EXERCISE: Note each line of the listing that contains the string "styles", and copy it.

DATA RECORDS:
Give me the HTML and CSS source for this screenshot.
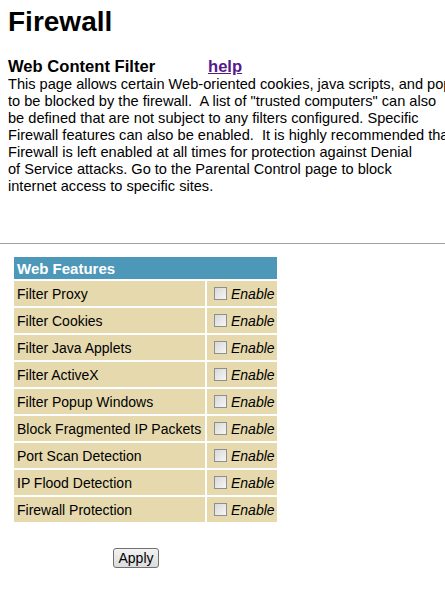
FILE: index.html
```html
<!DOCTYPE html>
<html>
<head>
<meta charset="utf-8">
<title>Firewall</title>
<link rel="stylesheet" href="styles.css">
</head>
<body>
<div class="top">
  <h1 class="title">Firewall</h1>
  <div class="subhead">
    <span class="subtitle">Web Content Filter</span>
    <a class="help" href="#">help</a>
  </div>
  <p class="intro">This page allows certain Web-oriented cookies, java scripts, and pop-up windows<br>to be blocked by the firewall.&nbsp; A list of "trusted computers" can also<br>be defined that are not subject to any filters configured. Specific<br>Firewall features can also be enabled.&nbsp; It is highly recommended that the<br>Firewall is left enabled at all times for protection against Denial<br>of Service attacks. Go to the Parental Control page to block<br>internet access to specific sites.</p>
</div>
<hr class="rule">
<table class="features">
  <tr><th colspan="2">Web Features</th></tr>
  <tr><td class="name">Filter Proxy</td><td class="opt"><input type="checkbox"><i>Enable</i></td></tr>
  <tr><td class="name">Filter Cookies</td><td class="opt"><input type="checkbox"><i>Enable</i></td></tr>
  <tr><td class="name">Filter Java Applets</td><td class="opt"><input type="checkbox"><i>Enable</i></td></tr>
  <tr><td class="name">Filter ActiveX</td><td class="opt"><input type="checkbox"><i>Enable</i></td></tr>
  <tr><td class="name">Filter Popup Windows</td><td class="opt"><input type="checkbox"><i>Enable</i></td></tr>
  <tr><td class="name">Block Fragmented IP Packets</td><td class="opt"><input type="checkbox"><i>Enable</i></td></tr>
  <tr><td class="name">Port Scan Detection</td><td class="opt"><input type="checkbox"><i>Enable</i></td></tr>
  <tr><td class="name">IP Flood Detection</td><td class="opt"><input type="checkbox"><i>Enable</i></td></tr>
  <tr><td class="name">Firewall Protection</td><td class="opt"><input type="checkbox"><i>Enable</i></td></tr>
</table>
<div class="actions">
  <button class="apply" type="button">Apply</button>
</div>
</body>
</html>
```

FILE: styles.css
```css
html, body {
  margin: 0;
  padding: 0;
  background: #fff;
  overflow: hidden;
}
body {
  font-family: "Liberation Sans", Arial, sans-serif;
  color: #000;
}
.top {
  padding: 6px 0 0 8px;
  white-space: nowrap;
  overflow: hidden;
}
.title {
  font-size: 28px;
  font-weight: bold;
  margin: 0;
  line-height: 32px;
}
.subhead {
  margin-top: 20px;
  display: flex;
  align-items: baseline;
  line-height: 18px;
}
.subtitle {
  font-size: 16.6px;
  font-weight: bold;
  width: 200px;
}
.help {
  font-size: 16.6px;
  font-weight: bold;
  color: #551a8b;
  text-decoration: underline;
}
.intro {
  margin: 0;
  font-size: 14.6px;
  line-height: 17px;
}
.rule {
  margin: 48px 0 0 0;
  border: 0;
  border-top: 1px solid #a0a0a0;
  height: 0;
}
.features {
  margin: 11px 0 0 12px;
  border-spacing: 2px;
  width: 267px;
  font-size: 14px;
}
.features th {
  background: #4d97b8;
  color: #fff;
  text-align: left;
  height: 22px;
  padding: 0 0 0 3px;
  font-size: 15px;
}
.features td {
  background: #e6d9ae;
  height: 25px;
  padding: 0 0 0 3px;
}
.features td.name {
  width: 188px;
}
.features td.opt {
  padding-left: 7px;
  white-space: nowrap;
}
.features input {
  -webkit-appearance: none;
  appearance: none;
  margin: 0 4px 0 0;
  width: 13px;
  height: 13px;
  box-sizing: border-box;
  border: 1px solid #8e8f8f;
  background: linear-gradient(135deg, #d8d8d8, #f6f6f6);
  vertical-align: -1px;
}
.features i {
  font-size: 14px;
}
.actions {
  padding: 24px 0 0 113px;
}
.apply {
  font-family: "Liberation Sans", Arial, sans-serif;
  font-size: 14px;
  height: 20px;
  width: 46px;
  padding: 0;
  border: 1px solid #707070;
  border-radius: 3px;
  background: linear-gradient(#f2f2f2, #dcdcdc);
  color: #000;
}
```
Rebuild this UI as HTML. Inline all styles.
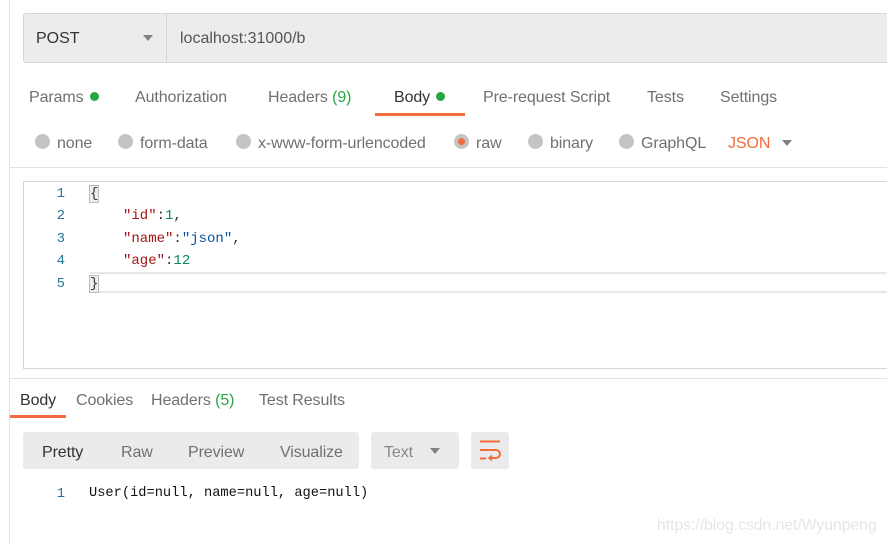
<!DOCTYPE html>
<html><head><meta charset="utf-8">
<style>
*{margin:0;padding:0;box-sizing:border-box}
body{width:887px;height:545px;background:#fff;font-family:"Liberation Sans",sans-serif;position:relative;overflow:hidden;color:#505050}
.a{position:absolute;white-space:nowrap}
.t{font-size:16px;color:#707070;letter-spacing:-0.1px}
.dot{display:inline-block;width:9px;height:9px;border-radius:50%;background:#26a644;margin-left:6px;vertical-align:1px}
.r{position:absolute;width:15px;height:15px;border-radius:50%;background:#c4c4c4}
.mono{font-family:"Liberation Mono","DejaVu Sans Mono",monospace;font-size:14px}
.ln{color:#237893;font-family:"Liberation Mono",monospace;font-size:14px;position:absolute;width:20px;text-align:right}
</style></head><body>
<div class="a" style="left:9px;top:0;width:1px;height:545px;background:#e2e2e2"></div>
<div class="a" style="left:23px;top:13px;width:870px;height:50px;background:#ececec;border:1px solid #d6d6d6;border-radius:3px"></div>
<div class="a" style="left:166px;top:14px;width:1px;height:48px;background:#d6d6d6"></div>
<div class="a" style="left:36px;top:30px;font-size:16px;color:#333">POST</div>
<div class="a" style="left:143px;top:35px;border-left:5px solid transparent;border-right:5px solid transparent;border-top:6px solid #808080"></div>
<div class="a" style="left:180px;top:30px;font-size:16px;color:#555">localhost:31000/b</div>
<div class="a t" style="left:29px;top:89px">Params<span class="dot"></span></div>
<div class="a t" style="left:135px;top:89px">Authorization</div>
<div class="a t" style="left:268px;top:89px">Headers <span style="color:#26a644">(9)</span></div>
<div class="a t" style="left:394px;top:89px;color:#333">Body<span class="dot"></span></div>
<div class="a" style="left:375px;top:113px;width:90px;height:3px;background:#f26b3a"></div>
<div class="a t" style="left:483px;top:89px">Pre-request Script</div>
<div class="a t" style="left:647px;top:89px">Tests</div>
<div class="a t" style="left:720px;top:89px">Settings</div>
<div class="r" style="left:35px;top:134px"></div><div class="a t" style="left:57px;top:135px">none</div>
<div class="r" style="left:118px;top:134px"></div><div class="a t" style="left:140px;top:135px">form-data</div>
<div class="r" style="left:236px;top:134px"></div><div class="a t" style="left:258px;top:135px">x-www-form-urlencoded</div>
<div class="r" style="left:454px;top:134px;background:#c4c4c4"><div style="position:absolute;left:4px;top:4px;width:7px;height:7px;border-radius:50%;background:#f26b3a"></div></div><div class="a t" style="left:476px;top:135px">raw</div>
<div class="r" style="left:528px;top:134px"></div><div class="a t" style="left:550px;top:135px">binary</div>
<div class="r" style="left:619px;top:134px"></div><div class="a t" style="left:641px;top:135px">GraphQL</div>
<div class="a t" style="left:728px;top:135px;color:#f26b3a">JSON</div>
<div class="a" style="left:782px;top:140px;border-left:5px solid transparent;border-right:5px solid transparent;border-top:6px solid #808080"></div>
<div class="a" style="left:10px;top:167px;width:877px;height:1px;background:#e2e2e2"></div>
<div class="a" style="left:23px;top:181px;width:870px;height:188px;border:1px solid #d6d6d6"></div>
<div class="a" style="left:90px;top:272px;width:797px;height:21px;border-top:2px solid #e8e8e8;border-bottom:2px solid #e8e8e8"></div>
<div class="ln" style="left:45px;top:186px">1</div>
<div class="ln" style="left:45px;top:208px">2</div>
<div class="ln" style="left:45px;top:231px">3</div>
<div class="ln" style="left:45px;top:253px">4</div>
<div class="ln" style="left:45px;top:276px">5</div>
<div class="a mono" style="left:90px;top:186px;color:#333;background:#eee;outline:1px solid #bbb">{</div>
<div class="a mono" style="left:123px;top:208px"><span style="color:#a31515">"id"</span><span style="color:#333">:</span><span style="color:#098658">1</span><span style="color:#333">,</span></div>
<div class="a mono" style="left:123px;top:231px"><span style="color:#a31515">"name"</span><span style="color:#333">:</span><span style="color:#0451a5">"json"</span><span style="color:#333">,</span></div>
<div class="a mono" style="left:123px;top:253px"><span style="color:#a31515">"age"</span><span style="color:#333">:</span><span style="color:#098658">12</span></div>
<div class="a mono" style="left:90px;top:276px;color:#333;background:#eee;outline:1px solid #bbb">}</div>
<div class="a" style="left:10px;top:378px;width:877px;height:1px;background:#e2e2e2"></div>
<div class="a t" style="left:20px;top:392px;color:#333">Body</div>
<div class="a" style="left:10px;top:415px;width:56px;height:3px;background:#f26b3a"></div>
<div class="a t" style="left:76px;top:392px">Cookies</div>
<div class="a t" style="left:151px;top:392px">Headers <span style="color:#26a644">(5)</span></div>
<div class="a t" style="left:259px;top:392px">Test Results</div>
<div class="a" style="left:23px;top:432px;width:336px;height:37px;background:#ebebeb;border-radius:3px"></div>
<div class="a t" style="left:42px;top:444px;color:#333">Pretty</div>
<div class="a t" style="left:121px;top:444px">Raw</div>
<div class="a t" style="left:188px;top:444px">Preview</div>
<div class="a t" style="left:280px;top:444px">Visualize</div>
<div class="a" style="left:371px;top:432px;width:88px;height:37px;background:#ebebeb;border-radius:3px"></div>
<div class="a t" style="left:384px;top:444px;color:#888">Text</div>
<div class="a" style="left:430px;top:448px;border-left:5px solid transparent;border-right:5px solid transparent;border-top:6px solid #808080"></div>
<div class="a" style="left:471px;top:432px;width:38px;height:37px;background:#ebebeb;border-radius:3px"></div>
<svg class="a" style="left:471px;top:432px" width="38" height="37" viewBox="0 0 38 37">
<g stroke="#f26b3a" stroke-width="2" fill="none">
<path d="M9 9.5H29"/><path d="M9 18H25a4 4 0 0 1 0 8H19"/><path d="M9 26.5H15"/>
<path d="M21 23.5l-3 2.5 3 2.5" stroke-width="1.6"/>
</g></svg>
<div class="ln" style="left:45px;top:486px">1</div>
<div class="a mono" style="left:89px;top:486px;color:#111;font-size:13.7px">User(id=null, name=null, age=null)</div>
<div class="a" style="left:657px;top:517px;font-size:15.7px;color:#e6e6e6">https://blog.csdn.net/Wyunpeng</div>
</body></html>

RESULT OF THE TASK:
<link rel="stylesheet" href="styles.css">
FILE: styles.css
Rebuild this UI as HTML. Inline all styles.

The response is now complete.